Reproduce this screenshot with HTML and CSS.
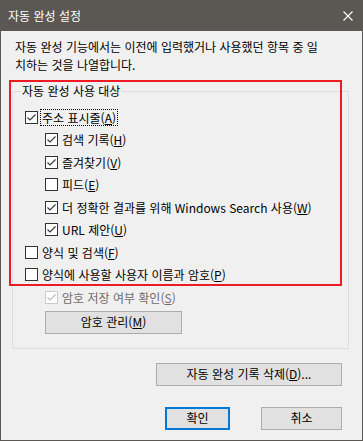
FILE: index.html
```html
<!DOCTYPE html>
<html lang="ko">
<head>
    <meta charset="UTF-8">
    <title>자동 완성 설정</title>
    <link rel="stylesheet" href="styles.css">
</head>
<body>
    <div class="window">
        <div class="titlebar">
            <span class="title">자동 완성 설정</span>
            <svg class="close" width="10" height="10" viewBox="0 0 10 10">
                <path d="M0.5 0.5L9.5 9.5M9.5 0.5L0.5 9.5" stroke="#fff" stroke-width="1.1" fill="none"/>
            </svg>
        </div>

        <p class="desc">자동 완성 기능에서는 이전에 입력했거나 사용했던 항목 중 일<br>치하는 것을 나열합니다.</p>

        <fieldset class="group">
            <legend>자동 완성 사용 대상</legend>

            <div class="opt">
                <svg class="box" viewBox="0 0 13 13"><rect x="0.5" y="0.5" width="12" height="12"/><path d="M2.5 6.5L5 9L10.5 3.5"/></svg>
                <span class="lbl focus">주소 표시줄(<u>A</u>)</span>
            </div>
            <div class="opt sub">
                <svg class="box" viewBox="0 0 13 13"><rect x="0.5" y="0.5" width="12" height="12"/><path d="M2.5 6.5L5 9L10.5 3.5"/></svg>
                <span class="lbl">검색 기록(<u>H</u>)</span>
            </div>
            <div class="opt sub">
                <svg class="box" viewBox="0 0 13 13"><rect x="0.5" y="0.5" width="12" height="12"/><path d="M2.5 6.5L5 9L10.5 3.5"/></svg>
                <span class="lbl">즐겨찾기(<u>V</u>)</span>
            </div>
            <div class="opt sub">
                <svg class="box" viewBox="0 0 13 13"><rect x="0.5" y="0.5" width="12" height="12"/></svg>
                <span class="lbl">피드(<u>E</u>)</span>
            </div>
            <div class="opt sub">
                <svg class="box" viewBox="0 0 13 13"><rect x="0.5" y="0.5" width="12" height="12"/><path d="M2.5 6.5L5 9L10.5 3.5"/></svg>
                <span class="lbl">더 정확한 결과를 위해 Windows Search 사용(<u>W</u>)</span>
            </div>
            <div class="opt sub">
                <svg class="box" viewBox="0 0 13 13"><rect x="0.5" y="0.5" width="12" height="12"/><path d="M2.5 6.5L5 9L10.5 3.5"/></svg>
                <span class="lbl">URL 제안(<u>U</u>)</span>
            </div>
            <div class="opt">
                <svg class="box" viewBox="0 0 13 13"><rect x="0.5" y="0.5" width="12" height="12"/></svg>
                <span class="lbl">양식 및 검색(<u>F</u>)</span>
            </div>
            <div class="opt">
                <svg class="box" viewBox="0 0 13 13"><rect x="0.5" y="0.5" width="12" height="12"/></svg>
                <span class="lbl">양식에 사용할 사용자 이름과 암호(<u>P</u>)</span>
            </div>
            <div class="opt sub disabled">
                <svg class="box" viewBox="0 0 13 13"><rect x="0.5" y="0.5" width="12" height="12"/><path d="M2.5 6.5L5 9L10.5 3.5"/></svg>
                <span class="lbl">암호 저장 여부 확인(<u>S</u>)</span>
            </div>

            <button type="button" class="btn pw-btn">암호 관리(<u>M</u>)</button>
        </fieldset>

        <div class="clear-row">
            <button type="button" class="btn clear-btn">자동 완성 기록 삭제(<u>D</u>)...</button>
        </div>

        <div class="footer">
            <button type="button" class="btn ok-btn">확인</button>
            <button type="button" class="btn cancel-btn">취소</button>
        </div>

        <!-- red annotation box drawn over the dialog -->
        <div class="highlight"></div>
    </div>
</body>
</html>
```

FILE: styles.css
```css
body {
    margin: 0;
    padding: 0;
    background-color: #f0f0f0;
    font-family: "Noto Sans CJK KR", "Noto Sans", sans-serif;
    font-size: 12px;
    color: #000;
}

.window {
    position: relative;
    width: 363px;
    height: 441px;
    box-sizing: border-box;
    border: 1px solid #5b5753;
    border-top: none;
    background-color: #f0f0f0;
    overflow: hidden;
}

.titlebar {
    height: 31px;
    background-color: #5b5753;
    color: #fff;
    display: flex;
    align-items: center;
    justify-content: space-between;
    padding: 0 10px 0 8px;
    margin: 0 -1px;
}

.title {
    font-size: 12px;
    line-height: 16px;
}

.close {
    display: block;
}

.desc {
    margin: 7px 0 0 14px;
    line-height: 18px;
    white-space: nowrap;
}

.group {
    margin: 9px 0 0 11px;
    width: 337px;
    box-sizing: border-box;
    border: 1px solid #dcdcdc;
    padding: 7px 0 14px 8px;
}

.group legend {
    padding: 0 1px;
    line-height: 16px;
}

.opt {
    height: 22.5px;
    display: flex;
    align-items: center;
    padding-left: 4px;
    white-space: nowrap;
}

.opt.sub {
    padding-left: 24px;
}

.box {
    width: 13px;
    height: 13px;
    flex-shrink: 0;
    margin-right: 3px;
}

.box rect {
    fill: #fff;
    stroke: #333;
}

.box path {
    fill: none;
    stroke: #333;
    stroke-width: 1.1;
}

.lbl {
    line-height: 15px;
    padding: 0 1px;
}

.lbl u {
    text-underline-offset: 1px;
}

.focus {
    outline: 1px dotted #000;
}

.disabled .lbl {
    color: #6d6d6d;
}

.disabled .box rect {
    stroke: #cccccc;
}

.disabled .box path {
    stroke: #bcbcbc;
}

.btn {
    font-family: inherit;
    font-size: 12px;
    color: #000;
    background-color: #e1e1e1;
    border: 1px solid #adadad;
    height: 23px;
    padding: 0;
    line-height: 16px;
}

.pw-btn {
    display: block;
    width: 137px;
    margin: 2px 0 0 24px;
}

.clear-row {
    display: flex;
    justify-content: flex-end;
    padding-right: 20px;
    margin-top: 14px;
}

.clear-btn {
    width: 186px;
}

.footer {
    display: flex;
    justify-content: flex-end;
    gap: 31px;
    padding-right: 20px;
    margin-top: 21px;
}

.ok-btn {
    width: 65px;
    border: 2px solid #0078d7;
}

.cancel-btn {
    width: 81px;
}

.highlight {
    position: absolute;
    left: 8px;
    top: 80px;
    width: 333px;
    height: 206px;
    box-sizing: border-box;
    border: 2px solid #ed1c24;
}
```
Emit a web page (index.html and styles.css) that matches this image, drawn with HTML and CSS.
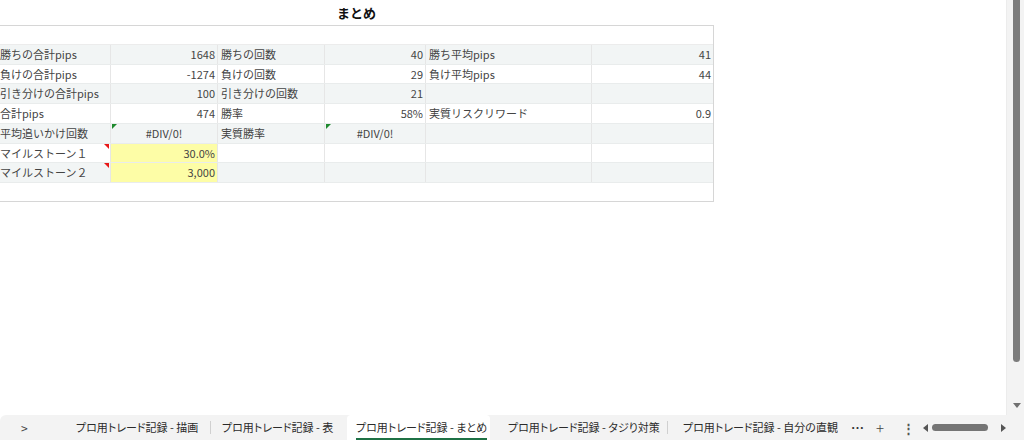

Exercise aim:
Copy out every line of the material above exactly, skipping the pictures.

Solution to this exercise:
Reproduce this screenshot with HTML and CSS.
FILE: index.html
```html
<!DOCTYPE html>
<html lang="ko">
<head>
    <meta charset="UTF-8">
    <title>자동 완성 설정</title>
    <link rel="stylesheet" href="styles.css">
</head>
<body>
    <div class="window">
        <div class="titlebar">
            <span class="title">자동 완성 설정</span>
            <svg class="close" width="10" height="10" viewBox="0 0 10 10">
                <path d="M0.5 0.5L9.5 9.5M9.5 0.5L0.5 9.5" stroke="#fff" stroke-width="1.1" fill="none"/>
            </svg>
        </div>

        <p class="desc">자동 완성 기능에서는 이전에 입력했거나 사용했던 항목 중 일<br>치하는 것을 나열합니다.</p>

        <fieldset class="group">
            <legend>자동 완성 사용 대상</legend>

            <div class="opt">
                <svg class="box" viewBox="0 0 13 13"><rect x="0.5" y="0.5" width="12" height="12"/><path d="M2.5 6.5L5 9L10.5 3.5"/></svg>
                <span class="lbl focus">주소 표시줄(<u>A</u>)</span>
            </div>
            <div class="opt sub">
                <svg class="box" viewBox="0 0 13 13"><rect x="0.5" y="0.5" width="12" height="12"/><path d="M2.5 6.5L5 9L10.5 3.5"/></svg>
                <span class="lbl">검색 기록(<u>H</u>)</span>
            </div>
            <div class="opt sub">
                <svg class="box" viewBox="0 0 13 13"><rect x="0.5" y="0.5" width="12" height="12"/><path d="M2.5 6.5L5 9L10.5 3.5"/></svg>
                <span class="lbl">즐겨찾기(<u>V</u>)</span>
            </div>
            <div class="opt sub">
                <svg class="box" viewBox="0 0 13 13"><rect x="0.5" y="0.5" width="12" height="12"/></svg>
                <span class="lbl">피드(<u>E</u>)</span>
            </div>
            <div class="opt sub">
                <svg class="box" viewBox="0 0 13 13"><rect x="0.5" y="0.5" width="12" height="12"/><path d="M2.5 6.5L5 9L10.5 3.5"/></svg>
                <span class="lbl">더 정확한 결과를 위해 Windows Search 사용(<u>W</u>)</span>
            </div>
            <div class="opt sub">
                <svg class="box" viewBox="0 0 13 13"><rect x="0.5" y="0.5" width="12" height="12"/><path d="M2.5 6.5L5 9L10.5 3.5"/></svg>
                <span class="lbl">URL 제안(<u>U</u>)</span>
            </div>
            <div class="opt">
                <svg class="box" viewBox="0 0 13 13"><rect x="0.5" y="0.5" width="12" height="12"/></svg>
                <span class="lbl">양식 및 검색(<u>F</u>)</span>
            </div>
            <div class="opt">
                <svg class="box" viewBox="0 0 13 13"><rect x="0.5" y="0.5" width="12" height="12"/></svg>
                <span class="lbl">양식에 사용할 사용자 이름과 암호(<u>P</u>)</span>
            </div>
            <div class="opt sub disabled">
                <svg class="box" viewBox="0 0 13 13"><rect x="0.5" y="0.5" width="12" height="12"/><path d="M2.5 6.5L5 9L10.5 3.5"/></svg>
                <span class="lbl">암호 저장 여부 확인(<u>S</u>)</span>
            </div>

            <button type="button" class="btn pw-btn">암호 관리(<u>M</u>)</button>
        </fieldset>

        <div class="clear-row">
            <button type="button" class="btn clear-btn">자동 완성 기록 삭제(<u>D</u>)...</button>
        </div>

        <div class="footer">
            <button type="button" class="btn ok-btn">확인</button>
            <button type="button" class="btn cancel-btn">취소</button>
        </div>

        <!-- red annotation box drawn over the dialog -->
        <div class="highlight"></div>
    </div>
</body>
</html>
```

FILE: styles.css
```css
body {
    margin: 0;
    padding: 0;
    background-color: #f0f0f0;
    font-family: "Noto Sans CJK KR", "Noto Sans", sans-serif;
    font-size: 12px;
    color: #000;
}

.window {
    position: relative;
    width: 363px;
    height: 441px;
    box-sizing: border-box;
    border: 1px solid #5b5753;
    border-top: none;
    background-color: #f0f0f0;
    overflow: hidden;
}

.titlebar {
    height: 31px;
    background-color: #5b5753;
    color: #fff;
    display: flex;
    align-items: center;
    justify-content: space-between;
    padding: 0 10px 0 8px;
    margin: 0 -1px;
}

.title {
    font-size: 12px;
    line-height: 16px;
}

.close {
    display: block;
}

.desc {
    margin: 7px 0 0 14px;
    line-height: 18px;
    white-space: nowrap;
}

.group {
    margin: 9px 0 0 11px;
    width: 337px;
    box-sizing: border-box;
    border: 1px solid #dcdcdc;
    padding: 7px 0 14px 8px;
}

.group legend {
    padding: 0 1px;
    line-height: 16px;
}

.opt {
    height: 22.5px;
    display: flex;
    align-items: center;
    padding-left: 4px;
    white-space: nowrap;
}

.opt.sub {
    padding-left: 24px;
}

.box {
    width: 13px;
    height: 13px;
    flex-shrink: 0;
    margin-right: 3px;
}

.box rect {
    fill: #fff;
    stroke: #333;
}

.box path {
    fill: none;
    stroke: #333;
    stroke-width: 1.1;
}

.lbl {
    line-height: 15px;
    padding: 0 1px;
}

.lbl u {
    text-underline-offset: 1px;
}

.focus {
    outline: 1px dotted #000;
}

.disabled .lbl {
    color: #6d6d6d;
}

.disabled .box rect {
    stroke: #cccccc;
}

.disabled .box path {
    stroke: #bcbcbc;
}

.btn {
    font-family: inherit;
    font-size: 12px;
    color: #000;
    background-color: #e1e1e1;
    border: 1px solid #adadad;
    height: 23px;
    padding: 0;
    line-height: 16px;
}

.pw-btn {
    display: block;
    width: 137px;
    margin: 2px 0 0 24px;
}

.clear-row {
    display: flex;
    justify-content: flex-end;
    padding-right: 20px;
    margin-top: 14px;
}

.clear-btn {
    width: 186px;
}

.footer {
    display: flex;
    justify-content: flex-end;
    gap: 31px;
    padding-right: 20px;
    margin-top: 21px;
}

.ok-btn {
    width: 65px;
    border: 2px solid #0078d7;
}

.cancel-btn {
    width: 81px;
}

.highlight {
    position: absolute;
    left: 8px;
    top: 80px;
    width: 333px;
    height: 206px;
    box-sizing: border-box;
    border: 2px solid #ed1c24;
}
```
Emit a web page (index.html and styles.css) that matches this image, drawn with HTML and CSS.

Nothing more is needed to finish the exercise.